Let me record a slightly more formal description of the known properties of the logistic family $f_a (x)= a x(1 - x), a \in [0,4]$ on the domain $[-1, 1]$.

Coexistence phenomena for the logistic map family.

Let us call a parameter $a \in [0,4]$ regular if the associated logistic map $f_a(x) = a x (1 - x)$ has the property that the domain $[-1, 1]$ is covered Lebesgue-almost surely by the basins of a periodic sink; we say that $a \in [0,4]$ is stochastic if the logistic map $f_a$ has the following chaotic properties'':

• $f_a$ possesses an ergodic, absolutely continuous invariant measure $\mu$.
• The Lyapunov exponent $\lambda := \lim_{n \to \infty} \frac1n \log |(f^n)'(x)|$ exists for $\mu$-a.e. $x \in [-1,1]$ and is positive (note: by Birkhoff we have that $\lambda = \lambda(x)$ is $\mu$-a.e. constant).

The following results are known:

• (Lyubich and many others): Almost every $a \in [0,4]$ is either stochastic or regular.
• (Jakobson, Benedicks and Carleson; see also Rychlik): The set of stochastic parameters has positive Lebesgue measure in $[0,4]$.
• Exercise for the reader: the set of regular parameters is open and dense in $[0,4]$.

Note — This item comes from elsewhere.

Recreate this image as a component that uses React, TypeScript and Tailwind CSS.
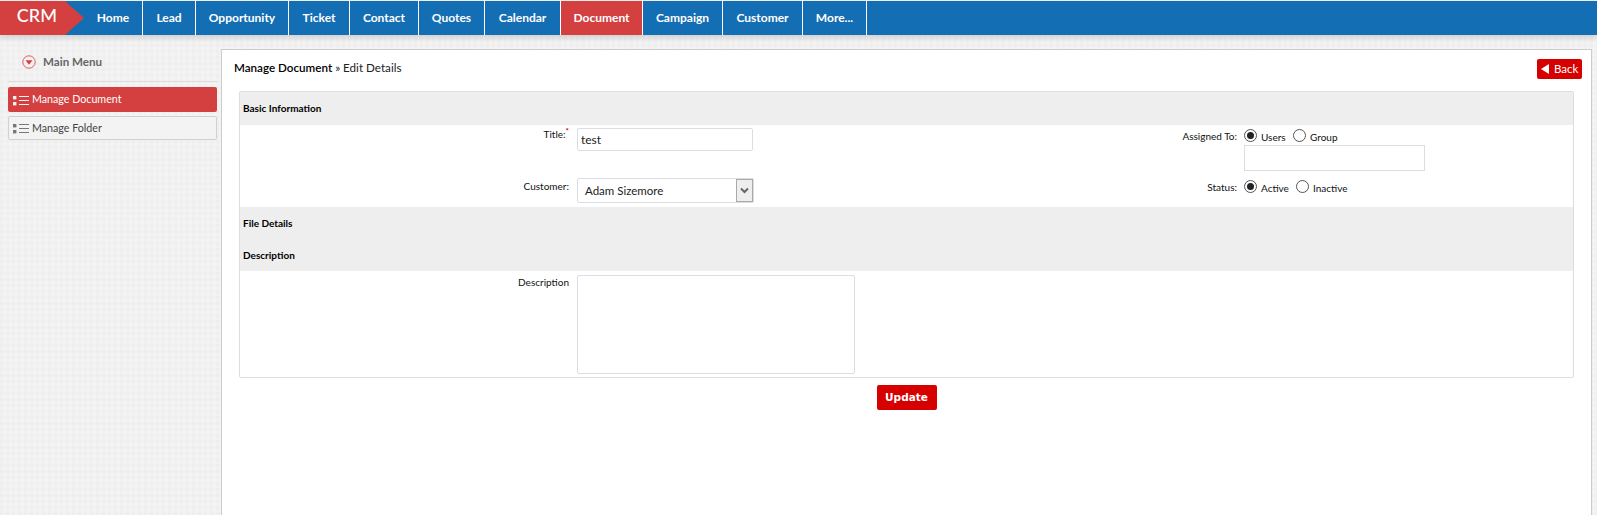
import React from "react";

const navItems = [
  { label: "Home", width: "w-[59px]" },
  { label: "Lead", width: "w-[53px]" },
  { label: "Opportunity", width: "w-[93px]" },
  { label: "Ticket", width: "w-[61px]" },
  { label: "Contact", width: "w-[69px]" },
  { label: "Quotes", width: "w-[66px]" },
  { label: "Calendar", width: "w-[76px]" },
  { label: "Document", width: "w-[82px]", active: true },
  { label: "Campaign", width: "w-[80px]" },
  { label: "Customer", width: "w-[80px]" },
  { label: "More...", width: "w-[64px]" },
];

function ListIcon({ color }: { color: string }) {
  return (
    <svg width="19" height="14" viewBox="0 0 19 14" className="shrink-0">
      <rect x="0" y="3" width="3.4" height="3.4" fill={color} />
      <rect x="0" y="9" width="3.4" height="3.4" fill={color} />
      <rect x="6" y="3" width="10" height="1" fill={color} />
      <rect x="6" y="7" width="10" height="1" fill={color} />
      <rect x="6" y="11" width="10" height="1" fill={color} />
    </svg>
  );
}

function Radio({ checked }: { checked?: boolean }) {
  return (
    <span className="flex h-[13px] w-[13px] shrink-0 items-center justify-center rounded-full border border-[#555] bg-white">
      {checked && <span className="h-[7px] w-[7px] rounded-full bg-[#222]" />}
    </span>
  );
}

function SectionHead({ title, className }: { title: string; className: string }) {
  return (
    <div className={`flex items-center bg-[#eeeeee] pl-[3px] text-[10px] font-bold text-black ${className}`}>
      {title}
    </div>
  );
}

export default function App() {
  return (
    <div
      className="flex h-[515px] w-[1597px] flex-col overflow-hidden bg-[#f2f2f2] bg-[repeating-linear-gradient(90deg,rgba(0,0,0,0.008)_0px,rgba(0,0,0,0.008)_3px,rgba(255,255,255,0.07)_3px,rgba(255,255,255,0.07)_6px),repeating-linear-gradient(0deg,rgba(0,0,0,0.008)_0px,rgba(0,0,0,0.008)_3px,rgba(255,255,255,0.07)_3px,rgba(255,255,255,0.07)_6px)] text-[#111]"
      style={{ fontFamily: "Lato, 'Noto Sans', sans-serif" }}
    >
      {/* Top nav */}
      <div className="mt-[1px] flex h-[34px] shrink-0 bg-[#146eb4] shadow-[0_3px_5px_rgba(0,0,0,0.14)]">
        <div className="flex h-[34px] w-[84px] shrink-0 items-start">
          <div className="flex h-[34px] w-[65px] items-center justify-end bg-[#d43f3f] pb-[5px] pr-[8px] text-[18px] font-medium text-white">
            CRM
          </div>
          <div className="h-0 w-0 border-y-[17px] border-l-[19px] border-y-transparent border-l-[#d43f3f]" />
        </div>
        {navItems.map((item) => (
          <div
            key={item.label}
            className={`flex h-[34px] items-center justify-center border-r border-white pb-[1px] text-[12px] font-bold text-white ${item.width} ${
              item.active ? "bg-[#d43f3f]" : ""
            }`}
          >
            {item.label}
          </div>
        ))}
      </div>

      <div className="flex min-h-0 flex-1 pl-[8px] pt-[14px]">
        {/* Sidebar */}
        <div className="w-[209px] shrink-0">
          <div className="flex h-[33px] items-center border-b border-[#dddddd] pb-[10px] pl-[14px] pt-[3px] text-[11.6px] font-bold text-[#666]">
            <svg width="14" height="14" viewBox="0 0 14 14" className="mr-[7px]">
              <circle cx="7" cy="7" r="6.2" fill="none" stroke="#d9605f" strokeWidth="1" />
              <path d="M3.5 5.2 H10.5 L7 9.8 Z" fill="#d43f3f" />
            </svg>
            Main Menu
          </div>
          <div className="mt-[5px] flex h-[25px] items-center rounded-[2px] bg-[#d43f3f] pl-[5px] text-[10.7px] text-white">
            <ListIcon color="#f4f4f4" />
            Manage Document
          </div>
          <div className="mt-[4px] flex h-[24px] items-center rounded-[2px] border border-[#d0d0d0] bg-[#f3f3f3] pl-[4px] text-[10.7px] text-[#444]">
            <ListIcon color="#777777" />
            Manage Folder
          </div>
        </div>

        {/* Main panel */}
        <div className="ml-[4px] mr-[5px] min-w-0 flex-1 border border-b-0 border-[#cccccc] bg-white px-[17px]">
          <div className="flex h-[41px] items-start justify-between pt-[9px]">
            <div className="-ml-[5px] text-[11.65px]">
              <span className="font-semibold text-black">Manage Document</span>
              <span className="text-[#222]"> » Edit Details</span>
            </div>
            <div className="-mr-[8px] flex h-[20px] w-[45px] items-center gap-[5px] rounded-[2px] bg-[#d60000] pl-[4px] text-[11.5px] text-white">
              <span className="h-0 w-0 border-y-[5.5px] border-r-[8px] border-y-transparent border-r-white" />
              Back
            </div>
          </div>

          <div className="h-[287px] rounded-[2px] border border-[#dddddd]">
            <SectionHead title="Basic Information" className="h-[33px]" />

            {/* Basic information form */}
            <div className="grid h-[82px] grid-cols-[337px_176px_1fr] text-[10px]">
              <div className="pr-[8px] pt-[2px] text-right">
                Title:<sup className="text-[8px] font-bold text-[#cc0000]">*</sup>
                <div className="pt-[37px]">Customer:</div>
              </div>
              <div className="pt-[3px]">
                <div className="flex h-[23px] items-center rounded-[2px] border border-[#d8dde6] pl-[3px] text-[12px] text-[#222]">
                  test
                </div>
                <div className="mt-[27px] flex h-[25px] w-[177px] items-center justify-between rounded-[2px] border border-[#d8dde6] pl-[7px] text-[11.5px] text-[#222]">
                  Adam Sizemore
                  <span className="flex h-full w-[17px] items-center justify-center border border-[#aaaaaa] bg-[#eeeeee]">
                    <svg width="9" height="7" viewBox="0 0 9 7">
                      <path d="M1 1.5 L4.5 5 L8 1.5" fill="none" stroke="#666" strokeWidth="2" />
                    </svg>
                  </span>
                </div>
              </div>
              <div className="grid grid-cols-[491px_1fr] grid-rows-[53px_1fr]">
                <div className="pr-[7px] pt-[4px] text-right">Assigned To:</div>
                <div className="pt-[2px]">
                  <div className="flex h-[16px] items-center">
                    <Radio checked />
                    <span className="ml-[4px] mt-[4px] w-[32px]">Users</span>
                    <Radio />
                    <span className="ml-[4px] mt-[4px]">Group</span>
                  </div>
                  <div className="mt-[2px] h-[26px] w-[181px] border border-[#d8dde6]" />
                </div>
                <div className="pr-[7px] pt-[2px] text-right">Status:</div>
                <div className="flex h-[16px] items-center pt-[1px]">
                  <Radio checked />
                  <span className="ml-[4px] mt-[3px] w-[35px]">Active</span>
                  <Radio />
                  <span className="ml-[4px] mt-[3px]">Inactive</span>
                </div>
              </div>
            </div>

            <SectionHead title="File Details" className="h-[32px] pt-[1px]" />
            <SectionHead title="Description" className="h-[32px] pt-[1px]" />

            <div className="flex">
              <div className="w-[337px] pr-[8px] pt-[4px] text-right text-[10px]">Description</div>
              <div className="mt-[4px] h-[99px] w-[278px] rounded-[2px] border border-[#d8dde6]" />
            </div>
          </div>

          <div className="flex justify-center pt-[7px]">
            <div
              className="flex h-[25px] w-[60px] items-center justify-center rounded-[2px] bg-[#d60000] text-[10.5px] font-bold text-white"
              style={{ fontFamily: "'DejaVu Sans', sans-serif" }}
            >
              Update
            </div>
          </div>
        </div>
      </div>
    </div>
  );
}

From the results listed above, the set of stochastic parameters for the logistic map is a positive measure set with a complicated Cantor-like structure. In particular, the 'stochastic' property is extremely structurally unstable: any stochastic parameter $a \in [0,4]$ can be approximated by a sequence $\{ a_n \}$ of regular parameters converging to $a$.
So, unless you get lucky (as you do for example when $a = 4$, so that $f_a$ is conjugate to the tent map), for a given parameter $a \in [0,4]$ it is typically impossible to rigorously verify the stochasticity property, even if you simulate $f_a$ on extremely long timescales and it `looks' like it should be stochastic. All we know is that the set of stochastic parameters has positive Lebesgue measure (and a rigorous lower bound on this Lebesgue measure-- look up the work of Luzzatto and others).
Postscript: Avila and Moreira showed that for almost every stochastic $a \in [0,4]$, the map $f_a$ has exponential decay of correlations in addition to a positive Lyapunov exponent and an absolutely continuous invariant measure.